Please go to the Add Data dropdown menu on the toolbar, then choose Add NGS Data | Add RNA-Seq Data | Map Reads to Genome (Illumina).
At this point, the Map miRNA-Seq Reads to Genome module appears.
First click the Add button to specify the location of the filtered fastq files from the previous section.
Note that these files are in .gz format. The alignment process takes this into account and supporting .gz format is an effective way to save some space when importing files, as there is no need to extract all files.
Choose the Genome for the experiment. In this analysis, we will use Human.hg38. Choose the Gene model. We will use miRBase.R21. In general for miRNA-seq, results will be much more successful when mapping exclusively to known miRNAs.
If your goal is miRNA discovery, there are several specialized tools for this purpose, such as miRDeep2.
Leave the quality encoding set to automatic. However for your information, these files were encoded using the Sanger quality scoring system.
Adapter Stripping allows trimming (under Advanced) and adapter-stripping of reads. Since we have already trimmed and stripped the tutorial reads, there is no need to do it again here.
In Performance and Reporting, Total penalty should be left as automatic, and is described completely in Omicsoft's white paper on alignment.
Thread number indicates the number of threads to use per alignment, and usually this number should be less than 6. Job number refers to the number of parallel jobs (independent processes).
Non-unique mapping indicates how many "ties" for non-unique reads should be reported, or whether they should be excluded all together.
Only BAM files will be output. If users also want SAM files, there is a tool (NGS | Tools | Convert Files) in ArrayStudio to generate SAM files from BAM files.
Output folder is the place if one wants to explicitly specify a location to store the alignment BAM files. Otherwise the bam files will be saved in a default location (a random number/letter folder in the project folder). In this tutorial, it is recommended to specify a folder so that BAM files can be found easily in next step.
There are a few options in the Advanced Tab. In general the default values have been tuned and should work well in most cases.
Leave the Exclude unmapped reads unchecked, so that the generated BAM file will contain the information for all the reads (i.e. mapped and unmapped). The generated BAM files (which contain mapped and unmapped reads) can be directly used as input for subsequent steps.
Click Submit to start mapping.
The mapping stage could take anywhere from several minutes to over an hour, depending on the number of threads, type of computer (64-bit/32-bit), etc.
After the alignment, you will see a NgsData object with an alignment report table (1) and design table (2) in the solution explorer,
and BAM files as well as alignment report summary files in the specified output folder.
To help downstream analysis, we will add grouping columns to the design table.
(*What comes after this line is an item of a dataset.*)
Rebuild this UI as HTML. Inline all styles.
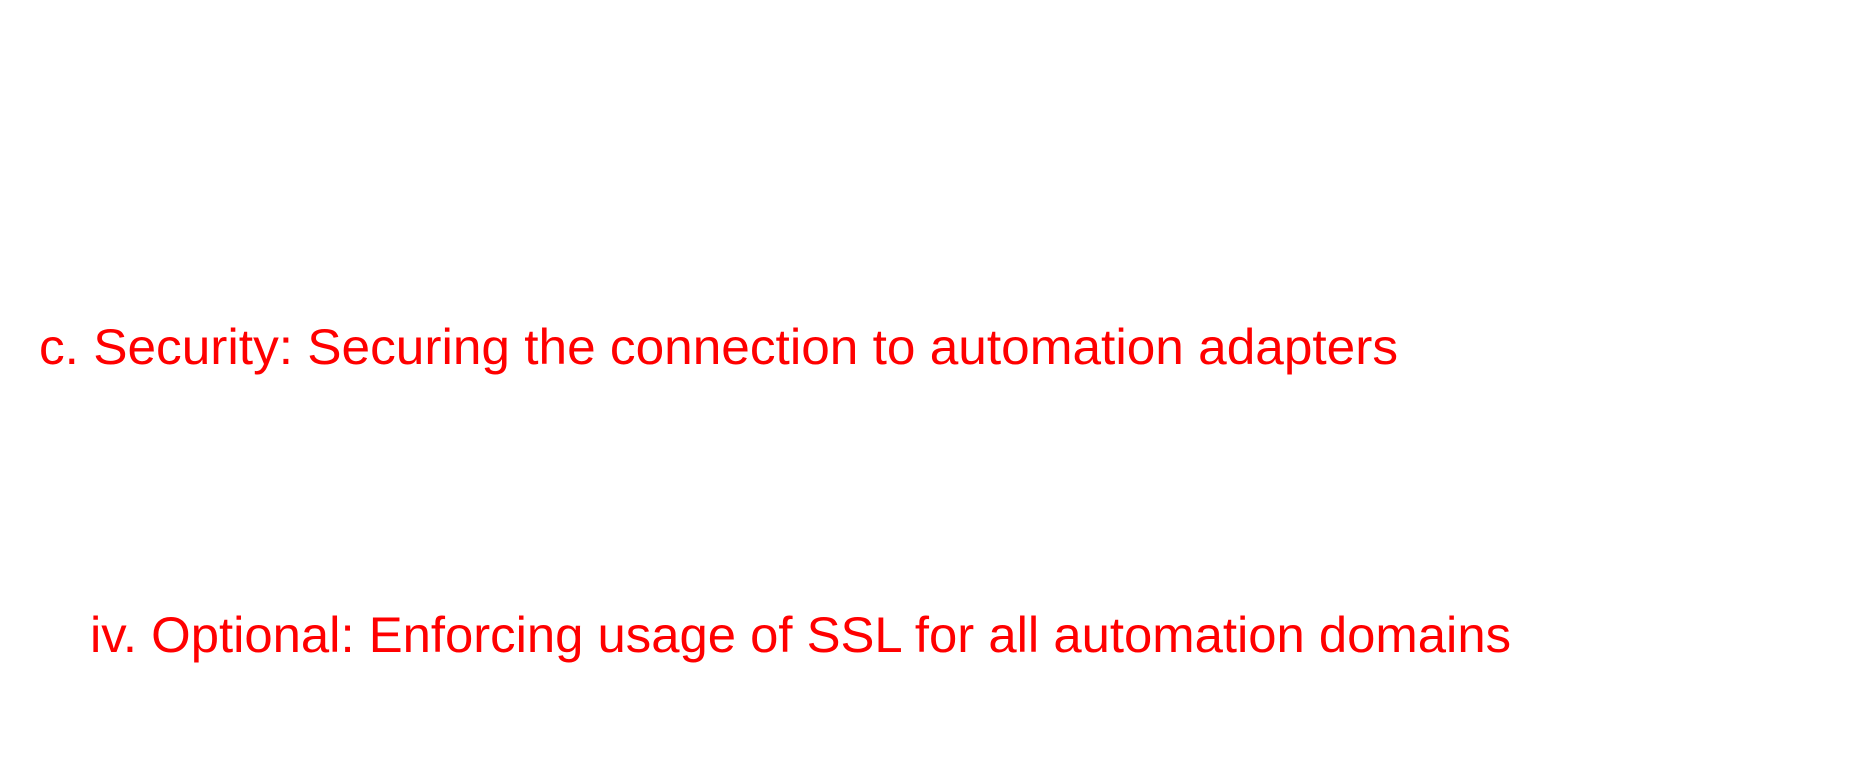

First, double-click the new NGS data Design table in the Solution Explorer to view the Design Table in Array Studio. Next, click either the (1) Open as Text or (2) Open as Excel buttons:
To the design table, add a column named Group, then enter group labels "Normal", "Psoriatic_Uninvolved", and "Psoriatic_Involved" as follows:
- SRX091742-SRX091744 are Normal
- SRX091719-SRX091721 are Psoriatic_Uninvolved
- SRX091695-SRX091697 are Psoriatic_Involved
You may add additional columns if you like, such as the StudyID, source organism, etc.
Save the file as a tab-delimited file, named "Design.txt", in the same folder as your .BAM files.
Then, right click on the Design folder for the NgsData, and select Import | Tab delimited file:
Navigate to "Design.txt". Two options for importing will be offered:
Append to the existing covariate table: checking this option will append the selected design file contents to the existing design table, using the first column to match rows.
Use the name order in the new covariate table: checking this option will use the name orders in the selected design file, instead of using the name orders in the existing design table.
These two options should be left unchecked for this tutorial (as we will just over-write the design table).
Now save your project, then we can quantify reads mapped to each known miRNA and identify differentially-expressed miRNAs.